Thursday, March 05, 2015

62 Years Since Stalin Died and His Regime is more Popular now than anytime since 1956

It has been 62 years since Stalin died. Despite knowing now more than ever about the crimes of his regime, Stalin is more popular than at anytime since Khrushchev denounced some of his crimes at the 20th Party Congress in 1956. The Perm-36 GULag camp has now been seized by the state.  No longer is it a museum dedicated to the victims of political repression under the Stalin regime. Instead it has been converted  into one celebrating the guards and other workers in the penal apparatus. The rehabilitation of Stalin's regime in the former USSR and other places has been going on for a while now. But, if you had told me in the 1980s at a time when Europe from Berlin to Baku was eagerly shaking off the yoke of Soviet rule that Stalinism would be undergoing a full rehabilitation from Madison to Moscow I would have thought you nuts. However, it turns out that the tepid attempts by Khrushchev at destalinization completely failed to take any root in Russia or Central Asia. 

2 comments:

Anonymous said...

There was such a huge wave of interest to the revelations of Stalin's crimes in 1986-1990. Every day would bring thick journals and newspapers with new revelations to our house. But then it all just died down and the subject became even kind of shameful to mention. Only really outdated weirdos would care and talk about such stuff.

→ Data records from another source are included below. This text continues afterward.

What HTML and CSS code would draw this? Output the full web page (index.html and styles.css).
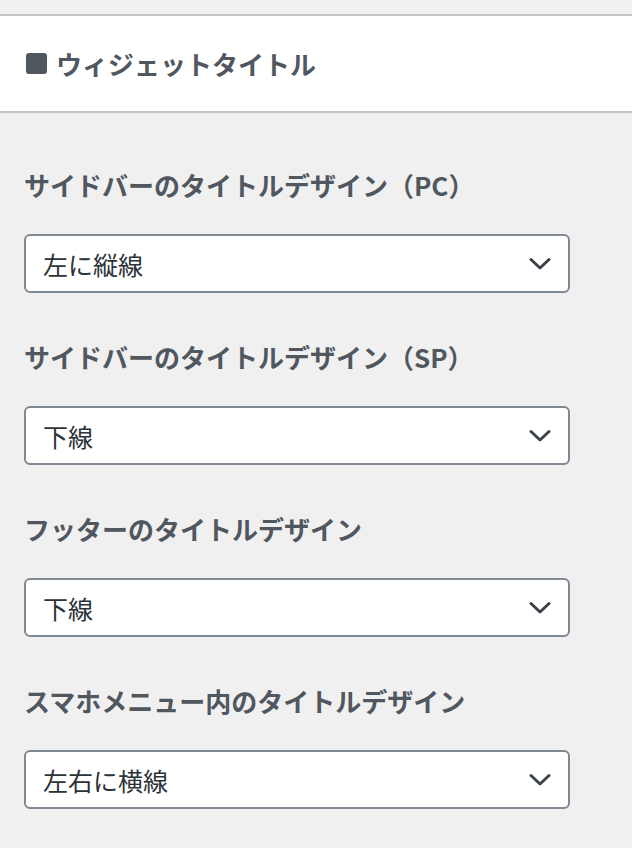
FILE: index.html
```html
<!DOCTYPE html>
<html lang="ja">
<head>
<meta charset="utf-8">
<title>ウィジェットタイトル</title>
<link rel="stylesheet" href="styles.css">
</head>
<body>
<div class="panel">
  <div class="section-head">
    <span class="square"></span>
    <h3 class="section-title">ウィジェットタイトル</h3>
  </div>
  <div class="controls">
    <div class="control">
      <label class="control-label">サイドバーのタイトルデザイン（PC）</label>
      <div class="select"><span class="select-value">左に縦線</span><svg class="chev" width="22" height="14" viewBox="0 0 22 14"><path d="M2 2.5 L11 11 L20 2.5" fill="none" stroke="#3c434a" stroke-width="3" stroke-linecap="round" stroke-linejoin="round"/></svg></div>
    </div>
    <div class="control">
      <label class="control-label">サイドバーのタイトルデザイン（SP）</label>
      <div class="select"><span class="select-value">下線</span><svg class="chev" width="22" height="14" viewBox="0 0 22 14"><path d="M2 2.5 L11 11 L20 2.5" fill="none" stroke="#3c434a" stroke-width="3" stroke-linecap="round" stroke-linejoin="round"/></svg></div>
    </div>
    <div class="control">
      <label class="control-label">フッターのタイトルデザイン</label>
      <div class="select"><span class="select-value">下線</span><svg class="chev" width="22" height="14" viewBox="0 0 22 14"><path d="M2 2.5 L11 11 L20 2.5" fill="none" stroke="#3c434a" stroke-width="3" stroke-linecap="round" stroke-linejoin="round"/></svg></div>
    </div>
    <div class="control">
      <label class="control-label">スマホメニュー内のタイトルデザイン</label>
      <div class="select"><span class="select-value">左右に横線</span><svg class="chev" width="22" height="14" viewBox="0 0 22 14"><path d="M2 2.5 L11 11 L20 2.5" fill="none" stroke="#3c434a" stroke-width="3" stroke-linecap="round" stroke-linejoin="round"/></svg></div>
    </div>
  </div>
</div>
</body>
</html>
```

FILE: styles.css
```css
html, body {
  margin: 0;
  padding: 0;
  background: #f0f0f1;
}
body {
  font-family: "Noto Sans CJK JP", "Noto Sans", sans-serif;
  color: #50575e;
}
.panel {
  padding-top: 14px;
}
.section-head {
  display: flex;
  align-items: center;
  gap: 9px;
  height: 95px;
  padding-left: 26px;
  background: #ffffff;
  border-top: 2px solid #c3c4c7;
  border-bottom: 2px solid #c3c4c7;
}
.square {
  width: 21px;
  height: 21px;
  border-radius: 3px;
  background: #50575e;
  flex: none;
}
.section-title {
  margin: 0;
  font-size: 26px;
  font-weight: 700;
  line-height: 36px;
  color: #50575e;
}
.controls {
  padding: 54px 0 0 24px;
}
.control {
  margin-bottom: 46px;
}
.control-label {
  display: block;
  font-size: 26px;
  font-weight: 700;
  line-height: 36px;
  color: #50575e;
  margin-bottom: 31px;
}
.select {
  box-sizing: border-box;
  width: 546px;
  height: 59px;
  border: 2px solid #7e8993;
  border-radius: 6px;
  background: #ffffff;
  display: flex;
  align-items: center;
  justify-content: space-between;
  padding: 0 17px 0 17px;
}
.select-value {
  font-size: 25px;
  line-height: 36px;
  color: #2c3338;
}
.chev {
  flex: none;
}
```
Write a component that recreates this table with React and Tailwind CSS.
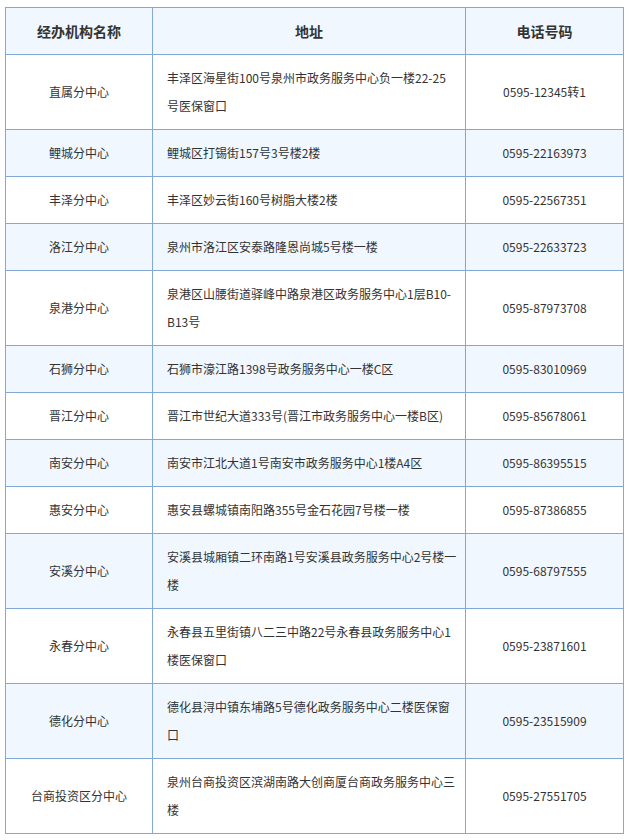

And such abandonment of history always exacts a steep price.

J. Otto Pohl said...

Yes, I remember the early 1990s when a huge amount of material on Stalinist crimes was published and it looked like there might be something approaching normal archival access in the former USSR eventually. Now those days are over permanantly. All material that was classified in Kyrgyzstan during the Stalin era had already been again reclassified as top secret before 2012.